Under the new guidelines, NFTs that are mass-produced, divisible, and can be used as a means of payment will be regulated similarly to cryptocurrencies. The FSC believes that NFT collections with high quantities have a higher probability of being used as payment, especially if there are a large number of transactions.

Jeon Yo-seop, head of the FSC’s Financial Innovation Planning Division, stated in an interview that if an NFT collection consists of 1 million NFTs, it is likely that they could be used as a payment method. However, the FSC noted that it will distinguish collections through a case-by-case review, meaning there will be no absolute standard in interpreting NFTs as crypto.

NFTs that possess little to no value, such as those used in ticketing or digital certificates, will be treated differently and classified as general NFTs. The guidelines also suggest that NFTs could be treated as securities if they showcase features specified in South Korea’s Capital Markets Act.

The FSC previously mentioned that virtual assets must receive interest when deposited into a crypto exchange as part of the new rules for virtual assets set to take effect in July 2024. While regular NFTs and central bank digital currencies (CBDCs) are excluded from this requirement, the new update from the FSC reiterates that NFTs classified as virtual assets can receive interest once they are deposited on exchanges.
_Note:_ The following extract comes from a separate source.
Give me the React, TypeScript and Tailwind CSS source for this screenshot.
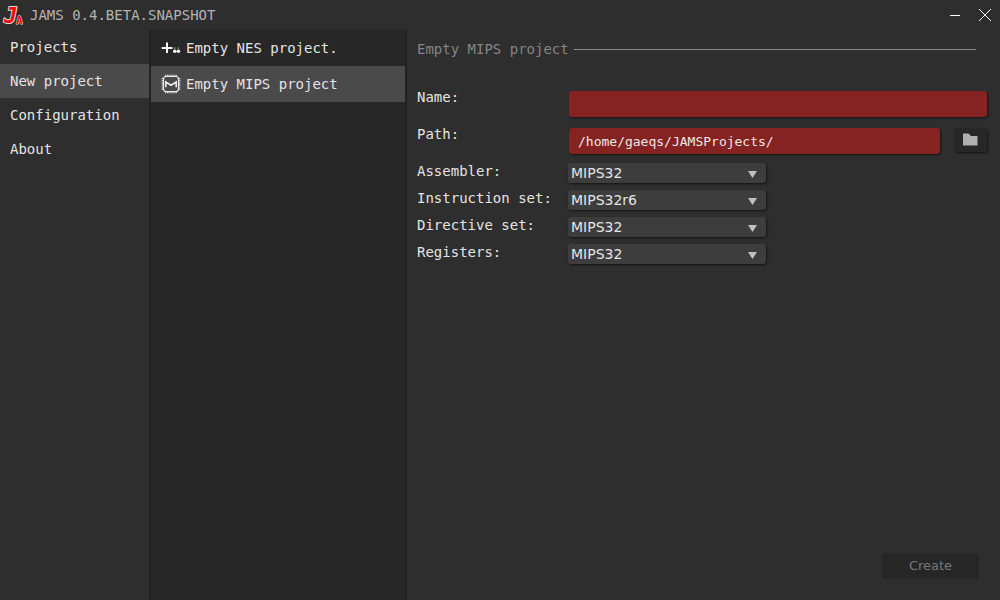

Businesses handling NFTs must review the guidelines to determine if their NFTs qualify as virtual assets. If so, they must comply with the ‘Specific Financial Information Act,’ which covers the sale, exchange, transfer, storage, and brokerage of virtual assets. Failure to report as a virtual asset business operator could result in criminal penalties.

The FSC offers consultation services for businesses uncertain about their NFTs’ classification and will provide examples and case judgments to assist businesses in navigating these new regulations.